- Category: Banking & Finance
- Published on Wednesday, 05 September 2012 20:15
- Written by PNA
HSBC continues to project that the central bank’s policy-making Monetary Board (MB) will maintain policy rates next week amid the uptick in the country’s inflation rate to a seven-month high last August but Barclays sees otherwise.
The rate of price increases rose to 3.8 percent last August from month-ago’s 3.2 percent bringing the average to date at 3.2 percent, at the lower end of the government’s three to five percent target until 2014.
In a report dated Aug. 5, 2012, HSBC economist Trinh Nguyen cited that expected increase in domestic inflation in the near term along with still high oil prices in the world market are enough reasons to maintain the policy rates.

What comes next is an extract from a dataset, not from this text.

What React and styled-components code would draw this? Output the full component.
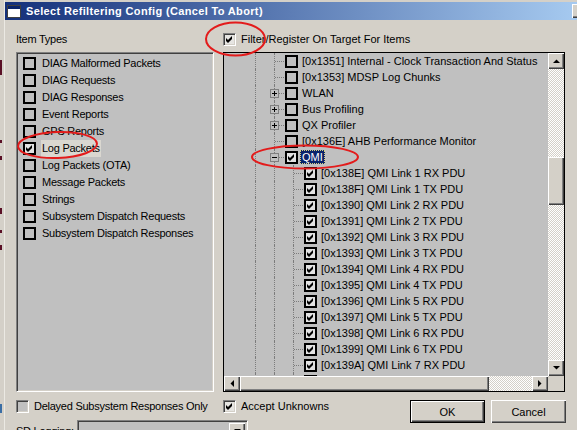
import React from "react";
import styled, { createGlobalStyle, css } from "styled-components";

const GlobalStyle = createGlobalStyle`
  html, body {
    margin: 0;
    padding: 0;
    background: #d4d0c8;
  }
  body {
    font-family: "Liberation Sans", Arial, sans-serif;
    font-size: 11px;
    color: #000;
  }
`;

const raised = css`
  background: #d4d0c8;
  box-shadow: inset 1px 1px #fff, inset -1px -1px #404040, inset -2px -2px #808080;
`;

const sunken = css`
  border-style: solid;
  border-width: 1px;
  border-color: #808080 #fff #fff #808080;
  box-shadow: inset 1px 1px #404040, inset -1px -1px #d4d0c8;
`;

const Screen = styled.div`
  position: relative;
  width: 577px;
  height: 430px;
  overflow: hidden;
  display: flex;
  background: #d4d0c8;
`;

const BackEdge = styled.div`
  width: 4px;
  flex: none;
  display: flex;
  flex-direction: column;
  border-right: 1px solid #ebe9e3;
`;

const Mark = styled.div`
  flex: none;
  width: 2px;
  height: ${(p) => p.$h}px;
  background: ${(p) => p.$c || "transparent"};
`;

const Dialog = styled.div`
  flex: 1;
  min-width: 0;
  display: flex;
  flex-direction: column;
`;

const TitleBar = styled.div`
  flex: none;
  height: 18px;
  margin-top: 2px;
  display: flex;
  align-items: center;
  gap: 5px;
  padding-left: 2px;
  background: linear-gradient(to right, #14307a, #a6caf0);
  color: #fff;
  font-weight: bold;
  letter-spacing: 0.35px;
  white-space: nowrap;
`;

const CloseBtn = styled.span`
  ${raised};
  margin-left: auto;
  margin-right: -11px;
  width: 16px;
  height: 14px;
  flex: none;
`;

const Body = styled.div`
  flex: 1;
  display: flex;
  gap: 9px;
  padding: 11px 0 0 11px;
`;

const Column = styled.div`
  width: ${(p) => p.$w}px;
  flex: none;
  display: flex;
  flex-direction: column;
  letter-spacing: ${(p) => p.$ls || 0}px;
`;

const Heading = styled.div`
  height: 16px;
  margin-bottom: 5px;
  display: flex;
  align-items: center;
  gap: 5px;
`;

const ListBox = styled.div`
  ${sunken};
  height: 340px;
  box-sizing: border-box;
  background: #c0c0c0;
  padding: 2px 0 0 6px;
`;

const ListRow = styled.div`
  height: 17px;
  display: flex;
  align-items: center;
  gap: 5px;
  white-space: nowrap;
`;

const FlatBox = styled.span`
  width: 13px;
  height: 13px;
  flex: none;
  box-sizing: border-box;
  border: 2px solid #000;
  margin-left: ${(p) => p.$ml || 0}px;
  background: ${(p) => (p.$checked ? "#e2e2e2" : "transparent")};
  display: flex;
  align-items: center;
  justify-content: center;
`;

const SunkenBox = styled.span`
  ${sunken};
  width: 13px;
  height: 13px;
  flex: none;
  box-sizing: border-box;
  background: ${(p) => (p.$checked ? "#e6e5e2" : "#c0c0c0")};
  display: flex;
  align-items: center;
  justify-content: center;
`;

const ItemLabel = styled.span`
  padding: 0 ${(p) => p.$pad}px;
  margin-left: ${(p) => p.$ml || 0}px;
  height: ${(p) => p.$h}px;
  line-height: ${(p) => p.$h}px;
  white-space: nowrap;
  ${(p) =>
    p.$sel === "soft" &&
    css`
      background: #dad7d0;
    `}
  ${(p) =>
    p.$sel === "focus" &&
    css`
      background: #0a246a;
      color: #fff;
      outline: 1px dotted #d8d080;
      outline-offset: -1px;
    `}
`;

const Tree = styled.div`
  width: 342px;
  height: 340px;
  box-sizing: border-box;
  border: 1px solid #000;
  background: #c0c0c0;
  display: flex;
  flex-direction: column;
`;

const TreeBody = styled.div`
  flex: 1;
  min-height: 0;
  display: flex;
`;

const TreeRows = styled.div`
  flex: 1;
  min-width: 0;
  overflow: hidden;
`;

const TreeRow = styled.div`
  height: 16px;
  display: flex;
  align-items: center;
  padding-left: 22px;
  white-space: nowrap;
`;

const Guide = styled.span`
  width: 19px;
  align-self: stretch;
  flex: none;
  display: grid;
  grid-template-columns: 9px 1px 9px;
  grid-template-rows: 8px 8px;
`;

const VLine = styled.span`
  grid-column: 2;
  grid-row: 1 / 3;
  border-left: 1px dotted #7c7c7c;
`;

const HLine = styled.span`
  grid-column: 3;
  grid-row: 2;
  border-top: 1px dotted #7c7c7c;
`;

const Toggle = styled.span`
  grid-column: 1 / 4;
  grid-row: 1 / 3;
  place-self: center;
  width: 9px;
  height: 9px;
  box-sizing: border-box;
  border: 1px solid #808080;
  background: #c0c0c0;
  display: flex;
  align-items: center;
  justify-content: center;
`;

const VScroll = styled.div`
  width: 16px;
  flex: none;
  display: flex;
  flex-direction: column;
`;

const HScroll = styled.div`
  height: 15px;
  flex: none;
  display: flex;
`;

const ScrollBtn = styled.div`
  ${raised};
  width: 16px;
  height: ${(p) => p.$h}px;
  flex: none;
  display: flex;
  align-items: center;
  justify-content: center;
`;

const Track = styled.div`
  flex: 1;
  display: flex;
  flex-direction: ${(p) => (p.$vertical ? "column" : "row")};
  background: repeating-conic-gradient(#fff 0 25%, #d4d0c8 0 50%) 0 0 / 2px 2px;
`;

const Thumb = styled.div`
  ${raised};
  flex: none;
  width: ${(p) => p.$w}px;
  height: ${(p) => p.$h}px;
  margin-top: ${(p) => p.$mt || 0}px;
`;

const Corner = styled.div`
  width: 16px;
  flex: none;
  background: #d4d0c8;
`;

const Footer = styled.div`
  margin-top: 6px;
  display: flex;
  flex-direction: ${(p) => (p.$stack ? "column" : "row")};
  align-items: flex-start;
`;

const CheckLine = styled.div`
  height: 16px;
  display: flex;
  align-items: center;
  gap: 5px;
  white-space: nowrap;
`;

const Buttons = styled.div`
  margin-left: auto;
  margin-top: 2px;
  display: flex;
  gap: 6px;
`;

const Button = styled.button`
  width: 75px;
  height: 23px;
  padding: 0;
  font: inherit;
  color: #000;
  box-sizing: border-box;
  ${raised};
  border: ${(p) => (p.$default ? "1px solid #000" : "none")};
`;

const ComboRow = styled.div`
  margin-top: 6px;
  display: flex;
  align-items: center;
  white-space: nowrap;
`;

const ComboLabel = styled.span`
  width: 61px;
  flex: none;
`;

const Combo = styled.div`
  ${sunken};
  width: 171px;
  height: 21px;
  flex: none;
  box-sizing: border-box;
  background: #c0c0c0;
  display: flex;
  justify-content: flex-end;
  padding: 2px;
`;

const Annotations = styled.svg`
  position: absolute;
  left: 0;
  top: 0;
  pointer-events: none;
`;

const Check = () => (
  <svg width="7" height="7" viewBox="0 0 7 7">
    <path d="M0 2 L2 4 L6 0 L6 3 L2 7 L0 5 Z" fill="#000" />
  </svg>
);

const Arrow = ({ dir }) => {
  const pts = {
    up: "0,4 7,4 3.5,0.5",
    down: "0,0 7,0 3.5,3.5",
    left: "4,0 4,7 0.5,3.5",
    right: "0,0 0,7 3.5,3.5",
  }[dir];
  const vertical = dir === "up" || dir === "down";
  return (
    <svg width={vertical ? 7 : 4} height={vertical ? 4 : 7}>
      <polygon points={pts} fill="#000" />
    </svg>
  );
};

const PlusMinus = ({ open }) => (
  <svg width="5" height="5" viewBox="0 0 5 5">
    <rect x="0" y="2" width="5" height="1" fill="#000" />
    {!open && <rect x="2" y="0" width="1" height="5" fill="#000" />}
  </svg>
);

const WindowIcon = () => (
  <svg width="14" height="13" viewBox="0 0 14 13">
    <rect x="0.5" y="0.5" width="13" height="12" fill="#fff" stroke="#404040" />
    <rect x="1" y="1" width="12" height="3" fill="#0a246a" />
  </svg>
);

const itemTypes = [
  "DIAG Malformed Packets",
  "DIAG Requests",
  "DIAG Responses",
  "Event Reports",
  "GPS Reports",
  "Log Packets",
  "Log Packets (OTA)",
  "Message Packets",
  "Strings",
  "Subsystem Dispatch Requests",
  "Subsystem Dispatch Responses",
];

const topNodes = [
  { label: "[0x1351] Internal - Clock Transaction And Status" },
  { label: "[0x1353] MDSP Log Chunks" },
  { label: "WLAN", toggle: "+" },
  { label: "Bus Profiling", toggle: "+" },
  { label: "QX Profiler", toggle: "+" },
  { label: "[0x136E] AHB Performance Monitor" },
];

const qmiLinks = Array.from({ length: 14 }, (_, i) => {
  const code = (0x138e + i).toString(16).toUpperCase();
  const link = Math.floor(i / 2) + 1;
  return `[0x${code}] QMI Link ${link} ${i % 2 ? "TX" : "RX"} PDU`;
});

const edgeMarks = [
  { h: 60 },
  { h: 15, c: "#5a1026" },
  { h: 65 },
  { h: 3, c: "#5a1026" },
  { h: 13 },
  { h: 4, c: "#5a1026" },
  { h: 48 },
  { h: 6, c: "#5a1026" },
  { h: 16 },
  { h: 3, c: "#5a1026" },
  { h: 12 },
  { h: 5, c: "#5a1026" },
  { h: 154 },
  { h: 9, c: "#3a6ea5" },
];

export default function App() {
  return (
    <>
      <GlobalStyle />
      <Screen>
        <BackEdge>
          {edgeMarks.map((m, i) => (
            <Mark key={i} $h={m.h} $c={m.c} />
          ))}
        </BackEdge>
        <Dialog>
          <TitleBar>
            <WindowIcon />
            Select Refiltering Config (Cancel To Abort)
            <CloseBtn />
          </TitleBar>
          <Body>
            <Column $w={198} $ls={-0.25}>
              <Heading>Item Types</Heading>
              <ListBox>
                {itemTypes.map((t) => {
                  const on = t === "Log Packets";
                  return (
                    <ListRow key={t}>
                      <FlatBox $checked={on}>{on && <Check />}</FlatBox>
                      <ItemLabel $pad={1} $h={17} $sel={on ? "soft" : undefined}>
                        {t}
                      </ItemLabel>
                    </ListRow>
                  );
                })}
              </ListBox>
              <Footer $stack>
                <CheckLine>
                  <SunkenBox />
                  Delayed Subsystem Responses Only
                </CheckLine>
                <ComboRow>
                  <ComboLabel>SD Logging:</ComboLabel>
                  <Combo>
                    <ScrollBtn $h={15}>
                      <Arrow dir="down" />
                    </ScrollBtn>
                  </Combo>
                </ComboRow>
              </Footer>
            </Column>
            <Column $w={343}>
              <Heading>
                <SunkenBox $checked>
                  <Check />
                </SunkenBox>
                Filter/Register On Target For Items
              </Heading>
              <Tree>
                <TreeBody>
                  <TreeRows>
                    {topNodes.map((n) => (
                      <TreeRow key={n.label}>
                        <Guide>
                          <VLine />
                        </Guide>
                        <Guide>
                          <VLine />
                          <HLine />
                          {n.toggle && (
                            <Toggle>
                              <PlusMinus />
                            </Toggle>
                          )}
                        </Guide>
                        <FlatBox $ml={1} />
                        <ItemLabel $pad={2} $ml={2} $h={14}>
                          {n.label}
                        </ItemLabel>
                      </TreeRow>
                    ))}
                    <TreeRow>
                      <Guide>
                        <VLine />
                      </Guide>
                      <Guide>
                        <VLine />
                        <HLine />
                        <Toggle>
                          <PlusMinus open />
                        </Toggle>
                      </Guide>
                      <FlatBox $ml={1} $checked>
                        <Check />
                      </FlatBox>
                      <ItemLabel $pad={2} $ml={2} $h={14} $sel="focus">
                        QMI
                      </ItemLabel>
                    </TreeRow>
                    {qmiLinks.map((label) => (
                      <TreeRow key={label}>
                        <Guide>
                          <VLine />
                        </Guide>
                        <Guide>
                          <VLine />
                        </Guide>
                        <Guide>
                          <VLine />
                          <HLine />
                        </Guide>
                        <FlatBox $ml={1} $checked>
                          <Check />
                        </FlatBox>
                        <ItemLabel $pad={2} $ml={2} $h={14}>
                          {label}
                        </ItemLabel>
                      </TreeRow>
                    ))}
                  </TreeRows>
                  <VScroll>
                    <ScrollBtn $h={16}>
                      <Arrow dir="up" />
                    </ScrollBtn>
                    <Track $vertical>
                      <Thumb $w={16} $h={48} $mt={88} />
                    </Track>
                    <ScrollBtn $h={16}>
                      <Arrow dir="down" />
                    </ScrollBtn>
                  </VScroll>
                </TreeBody>
                <HScroll>
                  <ScrollBtn $h={15}>
                    <Arrow dir="left" />
                  </ScrollBtn>
                  <Track>
                    <Thumb $w={249} $h={15} />
                  </Track>
                  <ScrollBtn $h={15}>
                    <Arrow dir="right" />
                  </ScrollBtn>
                  <Corner />
                </HScroll>
              </Tree>
              <Footer>
                <CheckLine>
                  <SunkenBox $checked>
                    <Check />
                  </SunkenBox>
                  Accept Unknowns
                </CheckLine>
                <Buttons>
                  <Button $default>OK</Button>
                  <Button>Cancel</Button>
                </Buttons>
              </Footer>
            </Column>
          </Body>
        </Dialog>
        <Annotations width="577" height="430">
          <g fill="none" stroke="#e31b1b" strokeWidth="2">
            <ellipse cx="235.5" cy="39" rx="29.5" ry="16.5" />
            <ellipse cx="57.5" cy="145" rx="39.5" ry="13" transform="rotate(-2 57.5 145)" />
            <ellipse cx="305" cy="157" rx="53" ry="11.5" />
          </g>
        </Annotations>
      </Screen>
    </>
  );
}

The report said the country “has enjoyed strong growth so far this year due to strong private and public spending.”
“The elevated core inflation readings in recent months reflect this,” he said.

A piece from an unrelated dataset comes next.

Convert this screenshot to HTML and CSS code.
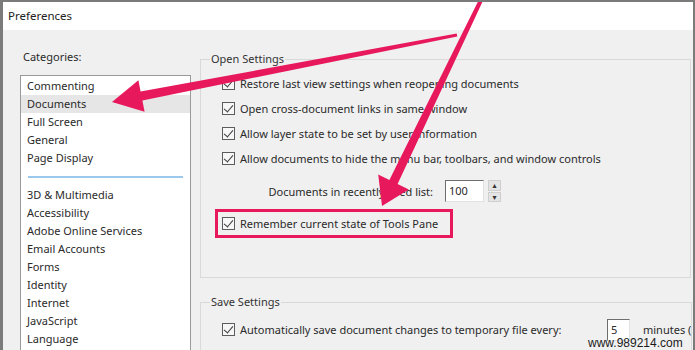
FILE: index.html
```html
<!DOCTYPE html>
<html lang="en">
<head>
  <meta charset="UTF-8">
  <title>Preferences</title>
  <link rel="stylesheet" href="styles.css">
</head>
<body>
  <div class="window">
    <div class="titlebar">Preferences</div>

    <div class="content">
      <div class="categories">
        <div class="cat-label">Categories:</div>
        <div class="listbox">
          <div class="item">Commenting</div>
          <div class="item selected">Documents</div>
          <div class="item">Full Screen</div>
          <div class="item">General</div>
          <div class="item">Page Display</div>
          <div class="sep"></div>
          <div class="item">3D &amp; Multimedia</div>
          <div class="item">Accessibility</div>
          <div class="item">Adobe Online Services</div>
          <div class="item">Email Accounts</div>
          <div class="item">Forms</div>
          <div class="item">Identity</div>
          <div class="item">Internet</div>
          <div class="item">JavaScript</div>
          <div class="item">Language</div>
        </div>
      </div>

      <div class="settings">
        <fieldset class="group open-group">
          <legend>Open Settings</legend>
          <div class="check-row"><span class="cb"></span>Restore last view settings when reopening documents</div>
          <div class="check-row"><span class="cb"></span>Open cross-document links in same window</div>
          <div class="check-row"><span class="cb"></span>Allow layer state to be set by user information</div>
          <div class="check-row"><span class="cb"></span>Allow documents to hide the menu bar, toolbars, and window controls</div>

          <div class="recent-row">
            <span>Documents in recently used list:</span>
            <span class="field recent-field">100</span>
            <span class="spin">
              <span class="spin-btn">&#9652;</span>
              <span class="spin-btn">&#9662;</span>
            </span>
          </div>

          <div class="highlight">
            <div class="check-row"><span class="cb"></span>Remember current state of Tools Pane</div>
          </div>
        </fieldset>

        <fieldset class="group save-group">
          <legend>Save Settings</legend>
          <div class="check-row save-row">
            <span class="cb"></span>
            <span class="save-text">Automatically save document changes to temporary file every:</span>
            <span class="field save-field">5</span>
            <span class="minutes">minutes (</span>
          </div>
        </fieldset>
      </div>
    </div>

    <!-- callout arrows drawn over the dialog -->
    <svg class="arrows" viewBox="0 0 695 350" width="695" height="350">
      <polygon points="456.7,33.5 140.6,91.6 138.4,80.3 112,102 144.6,111.7 142.4,100.4 457.3,36.5" />
      <polygon points="480.2,-2.9 389.4,180 378.2,174.6 382,206 408.8,189.4 397.6,184 483.8,-1.1" />
    </svg>

    <div class="watermark">www.989214.com</div>
  </div>
</body>
</html>
```

FILE: styles.css
```css
* { box-sizing: border-box; margin: 0; padding: 0; }

body {
  font-family: "Noto Sans", "DejaVu Sans", sans-serif;
  font-size: 11px;
  color: #2a2a2a;
  background: #f0f0f0;
  width: 695px;
  height: 350px;
  overflow: hidden;
}

.window {
  position: relative;
  width: 695px;
  height: 350px;
  border: 2px solid #7b7b7b;
  border-left-width: 3px;
  border-bottom: none;
  background: #f0f0f0;
  overflow: hidden;
  display: flex;
  flex-direction: column;
}

.titlebar {
  height: 28px;
  line-height: 28px;
  padding-left: 5px;
  background: #fff;
  color: #222;
  font-size: 11.5px;
  flex-shrink: 0;
}

.content {
  display: flex;
  flex: 1;
  min-height: 0;
}

/* left column */
.categories {
  width: 197px;
  flex-shrink: 0;
  padding: 19px 0 0 17px;
}

.cat-label {
  height: 16px;
  line-height: 16px;
  padding-left: 3px;
  margin-bottom: 10px;
}

.listbox {
  width: 171px;
  height: 300px;
  background: #fff;
  border: 1px solid #9a9a9a;
  padding-top: 1px;
}

.item {
  height: 18px;
  line-height: 18px;
  padding-left: 6px;
  white-space: nowrap;
}

.item.selected {
  background: #e6e6e6;
}

.sep {
  height: 2px;
  margin: 9px 7px 8px;
  background: #9cc8ec;
}

/* right column */
.settings {
  flex: 1;
  padding-top: 21px;
}

.group {
  width: 491px;
  border: 1px solid #d9d9d9;
  padding: 4px 0 39px 9px;
}

.group legend {
  line-height: 16px;
  padding: 0 1px;
  color: #333;
}

.check-row {
  display: flex;
  align-items: center;
  height: 25px;
  margin-left: 12px;
  white-space: nowrap;
}

.cb {
  position: relative;
  width: 13px;
  height: 13px;
  flex-shrink: 0;
  margin-right: 5px;
  border: 1px solid #5c5c5c;
  background: #f7f7f7;
}

.cb::after {
  content: "";
  position: absolute;
  left: 3px;
  top: 0px;
  width: 4px;
  height: 8px;
  border: solid #3a3a3a;
  border-width: 0 1.5px 1.5px 0;
  transform: rotate(40deg);
}

.recent-row {
  display: flex;
  justify-content: flex-end;
  align-items: center;
  width: 291px;
  height: 22px;
  margin-top: 9px;
  white-space: nowrap;
}

.field {
  height: 22px;
  line-height: 20px;
  padding-left: 3px;
  background: #fff;
  border: 1px solid #e2e2e2;
  border-top-color: #6e6e6e;
  border-left-color: #6e6e6e;
}

.recent-field {
  width: 39px;
  margin-left: 12px;
}

.spin {
  display: flex;
  flex-direction: column;
  width: 13px;
  height: 22px;
  margin-left: 4px;
  gap: 1px;
}

.spin-btn {
  flex: 1;
  background: #e4e4e4;
  border: 1px solid #cfcfcf;
  font-size: 8px;
  line-height: 8px;
  text-align: center;
  color: #333;
}

.highlight {
  width: 238px;
  height: 29px;
  margin: 7px 0 0 5px;
  border: 3px solid #e8185d;
  padding-left: 4px;
}

.highlight .check-row {
  margin-left: 0;
  height: 23px;
}

.save-group {
  margin-top: 16px;
  padding-top: 7px;
}

.save-text {
  width: 367px;
}

.save-field {
  width: 23px;
}

.minutes {
  margin-left: 13px;
}

/* overlays */
.arrows {
  position: absolute;
  left: -3px;
  top: -2px;
  pointer-events: none;
}

.arrows polygon {
  fill: #e8185d;
}

.watermark {
  position: absolute;
  left: 585px;
  top: 333px;
  font-family: "Liberation Sans", Arial, sans-serif;
  font-size: 12px;
  line-height: 16px;
  color: #1a1a1a;
}
```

Core inflation for last August alone rose to 4.3 percent from month-ago’s 4.1 percent resulting to an average of 3.7 percent for the first eight months this year.
Relatively, the domestic economy rose by 6.1 percent in the first half this year, higher than the year-ago’s 4.2 percent.

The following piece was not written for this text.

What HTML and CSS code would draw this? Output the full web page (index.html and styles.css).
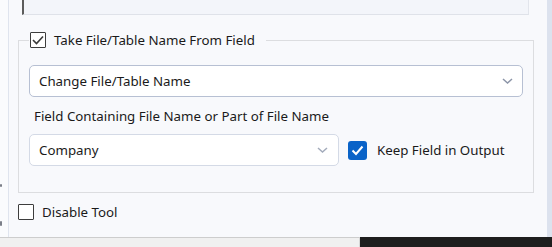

The HSBC report said monetary officials “will have a few things to consider” when it meets next week.
“Global prices continue to be elevated despite sluggish growth momentum; the actions of the Fed; external demand will likely prove weak in the third quarter; but domestic demand in the Philippines will stay strong. While these other considerations matter, the higher-than-expected headline inflation August number will motivate monetary officials to keep rates on hold,” it added.
Barclays economist Prakriti Sofat said last August inflation is above Barclays’s 3.6 percent forecast and market’s expectations of 3.5.
Because of the increase in the inflation rate, Barclays revised upward its year-end inflation forecast to 4.2 percent but maintained its 3.5-percent average inflation projection for the year.
Relatively, Barclays sees a “moderate” domestic expansion in the second half this year “given the weak external environment and some pass-through to domestic demand.”
“We believe the impact of the recent floods on GDP [gross domestic product] will be modest,” it said.
“This should help core inflation pressures to moderate with a lag,” it said.
And because of the increase in the inflation rate and continuation of a harsh external environment, Barclays eyes another 25 basis point cut in the Bangko Sentral ng Pilipinas (BSP) rates during the MB meeting Thursday next week.
“Our view has been that the BSP will likely lower rates in September, but given the strong GDP print, some paring back in Php (peso) strength and the central bank acknowledging the pickup in government spending, we think the central bank may be tempted to retail its policy buffer for longer,” the Barclays report said.
Aside from the inflation rate, other key indicators that monetary officials will consider during the policy meeting next week are exports data, which the government will release on September 11, 2012, it said.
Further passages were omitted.